Collected material:
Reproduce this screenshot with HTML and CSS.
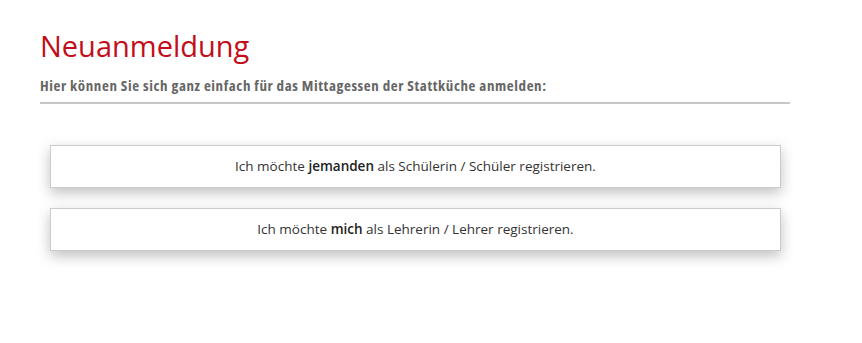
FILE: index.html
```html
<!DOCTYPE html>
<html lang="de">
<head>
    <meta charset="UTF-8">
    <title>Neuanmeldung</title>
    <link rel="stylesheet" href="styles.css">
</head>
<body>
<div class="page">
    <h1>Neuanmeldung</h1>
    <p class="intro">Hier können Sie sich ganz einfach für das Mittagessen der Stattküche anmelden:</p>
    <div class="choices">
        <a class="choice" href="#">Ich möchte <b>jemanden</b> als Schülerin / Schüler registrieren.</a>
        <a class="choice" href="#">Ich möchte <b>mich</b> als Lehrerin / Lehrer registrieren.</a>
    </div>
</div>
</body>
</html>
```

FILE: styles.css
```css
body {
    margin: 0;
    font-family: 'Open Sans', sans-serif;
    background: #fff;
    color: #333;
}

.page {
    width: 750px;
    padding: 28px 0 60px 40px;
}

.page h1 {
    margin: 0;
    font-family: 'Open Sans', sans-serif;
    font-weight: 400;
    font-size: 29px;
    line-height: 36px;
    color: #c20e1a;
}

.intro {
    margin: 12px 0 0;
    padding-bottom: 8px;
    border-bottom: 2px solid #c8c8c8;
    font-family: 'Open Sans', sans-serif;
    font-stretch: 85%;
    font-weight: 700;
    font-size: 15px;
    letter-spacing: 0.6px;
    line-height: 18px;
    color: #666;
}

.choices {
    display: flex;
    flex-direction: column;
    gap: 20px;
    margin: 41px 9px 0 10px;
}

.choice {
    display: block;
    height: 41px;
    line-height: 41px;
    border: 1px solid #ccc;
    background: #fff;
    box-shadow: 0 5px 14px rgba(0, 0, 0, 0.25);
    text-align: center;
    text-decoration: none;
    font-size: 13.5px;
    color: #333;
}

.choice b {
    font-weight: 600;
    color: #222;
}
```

Instruction:
Print the whole listing above once more, word for word, without its pictures.

The result:
Reproduce this screenshot with HTML and CSS.
FILE: index.html
```html
<!DOCTYPE html>
<html lang="de">
<head>
    <meta charset="UTF-8">
    <title>Neuanmeldung</title>
    <link rel="stylesheet" href="styles.css">
</head>
<body>
<div class="page">
    <h1>Neuanmeldung</h1>
    <p class="intro">Hier können Sie sich ganz einfach für das Mittagessen der Stattküche anmelden:</p>
    <div class="choices">
        <a class="choice" href="#">Ich möchte <b>jemanden</b> als Schülerin / Schüler registrieren.</a>
        <a class="choice" href="#">Ich möchte <b>mich</b> als Lehrerin / Lehrer registrieren.</a>
    </div>
</div>
</body>
</html>
```

FILE: styles.css
```css
body {
    margin: 0;
    font-family: 'Open Sans', sans-serif;
    background: #fff;
    color: #333;
}

.page {
    width: 750px;
    padding: 28px 0 60px 40px;
}

.page h1 {
    margin: 0;
    font-family: 'Open Sans', sans-serif;
    font-weight: 400;
    font-size: 29px;
    line-height: 36px;
    color: #c20e1a;
}

.intro {
    margin: 12px 0 0;
    padding-bottom: 8px;
    border-bottom: 2px solid #c8c8c8;
    font-family: 'Open Sans', sans-serif;
    font-stretch: 85%;
    font-weight: 700;
    font-size: 15px;
    letter-spacing: 0.6px;
    line-height: 18px;
    color: #666;
}

.choices {
    display: flex;
    flex-direction: column;
    gap: 20px;
    margin: 41px 9px 0 10px;
}

.choice {
    display: block;
    height: 41px;
    line-height: 41px;
    border: 1px solid #ccc;
    background: #fff;
    box-shadow: 0 5px 14px rgba(0, 0, 0, 0.25);
    text-align: center;
    text-decoration: none;
    font-size: 13.5px;
    color: #333;
}

.choice b {
    font-weight: 600;
    color: #222;
}
```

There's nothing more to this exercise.